**** Dataset extract
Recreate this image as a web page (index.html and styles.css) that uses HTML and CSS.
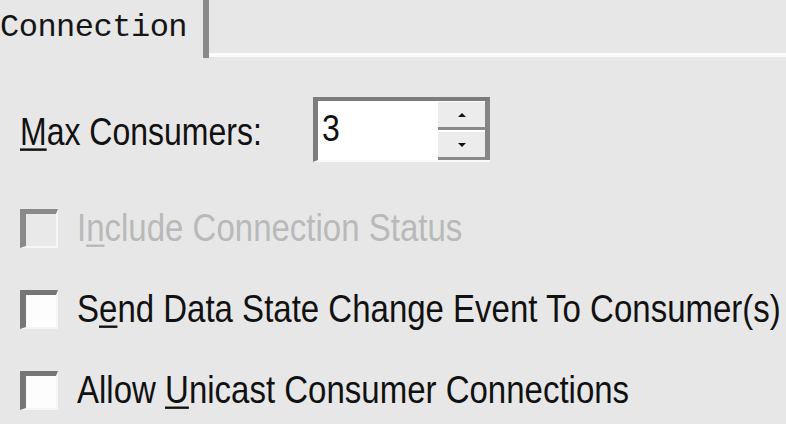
FILE: index.html
```html
<!DOCTYPE html>
<html lang="en">
<head>
    <meta charset="UTF-8">
    <meta name="viewport" content="width=device-width, initial-scale=1.0">
    <title>Connection</title>
    <link rel="stylesheet" href="styles.css">
</head>
<body>

<div class="tabs">
    <div class="tab">Connection</div>
    <div class="tab-edge"></div>
    <div class="tab-rest"></div>
</div>

<div class="panel">
    <div class="field">
        <span class="label"><u>M</u>ax Consumers:</span>
        <div class="spin">
            <div class="spin-value">3</div>
            <div class="spin-buttons">
                <div class="spin-btn"><span class="arrow up"></span></div>
                <div class="spin-btn"><span class="arrow down"></span></div>
            </div>
        </div>
    </div>

    <div class="checks">
        <div class="check disabled">
            <span class="box"></span>
            <span class="text">I<u>n</u>clude Connection Status</span>
        </div>
        <div class="check">
            <span class="box"></span>
            <span class="text">S<u>e</u>nd Data State Change Event To Consumer(s)</span>
        </div>
        <div class="check">
            <span class="box"></span>
            <span class="text">Allow <u>U</u>nicast Consumer Connections</span>
        </div>
    </div>
</div>

</body>
</html>
```

FILE: styles.css
```css
body {
    margin: 0;
    padding: 0;
    background-color: #e7e7e7;
    font-family: "Liberation Sans", Arial, sans-serif;
    color: #111;
    overflow: hidden;
}
u {
    text-decoration-thickness: 2px;
    text-underline-offset: 3px;
}
.tabs {
    display: flex;
    height: 58px;
}
.tab {
    width: 203px;
    font-family: "Liberation Mono", monospace;
    font-size: 32px;
    line-height: 32px;
    padding-top: 12px;
    color: #151515;
    letter-spacing: -0.5px;
}
.tab-edge {
    width: 6px;
    background-color: #8a8a8a;
}
.tab-rest {
    flex: 1;
    border-bottom: 4px solid #fbfbfb;
    margin-bottom: 1px;
}
.panel {
    padding: 39px 0 0 20px;
}
.field {
    display: flex;
    align-items: center;
    height: 65px;
}
.label {
    display: inline-block;
    width: 293px;
    flex-shrink: 0;
    font-size: 32px;
    white-space: nowrap;
    padding-top: 4px;
    transform: scaleY(1.22);
    transform-origin: left center;
}
.spin {
    display: flex;
    width: 172px;
    height: 59px;
    flex-shrink: 0;
    background-color: #fff;
    border-top: 4px solid #7c7c7c;
    border-left: 5px solid #7c7c7c;
    border-bottom: 2px solid #fafafa;
}
.spin-value {
    flex: 1;
    font-size: 32px;
    line-height: 32px;
    padding: 8px 0 0 4px;
    transform: scaleY(1.15);
    transform-origin: left top;
}
.spin-buttons {
    display: flex;
    flex-direction: column;
    gap: 2px;
    width: 47px;
    padding-top: 1px;
    border-right: 5px solid #858585;
}
.spin-btn {
    flex: 1;
    display: flex;
    justify-content: center;
    align-items: center;
    background-color: #ececec;
    border-bottom: 3px solid #8a8a8a;
}
.arrow {
    width: 0;
    height: 0;
    border-left: 4px solid transparent;
    border-right: 4px solid transparent;
}
.arrow.up {
    border-bottom: 4px solid #111;
}
.arrow.down {
    border-top: 4px solid #111;
}
.checks {
    display: flex;
    flex-direction: column;
    gap: 41px;
    margin-top: 46px;
}
.check {
    display: flex;
    align-items: center;
    height: 40px;
}
.box {
    flex-shrink: 0;
    width: 30px;
    height: 32px;
    background-color: #fdfdfd;
    border-top: 5px solid #767676;
    border-left: 6px solid #767676;
    border-right: 2px solid #f6f6f6;
    border-bottom: 2px solid #f6f6f6;
}
.text {
    display: inline-block;
    margin-left: 19px;
    font-size: 33px;
    white-space: nowrap;
    transform: scaleY(1.18);
    transform-origin: left center;
}
.check.disabled .box {
    background-color: #e9e9e9;
    border-top-color: #8a8a8a;
    border-left-color: #8a8a8a;
}
.check.disabled .text {
    color: #b9b9b9;
}
```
********
Which lines above contain the word "styles"? Copy each of them.

- Answer to the exercise
Recreate this image as a web page (index.html and styles.css) that uses HTML and CSS.
    <link rel="stylesheet" href="styles.css">
FILE: styles.css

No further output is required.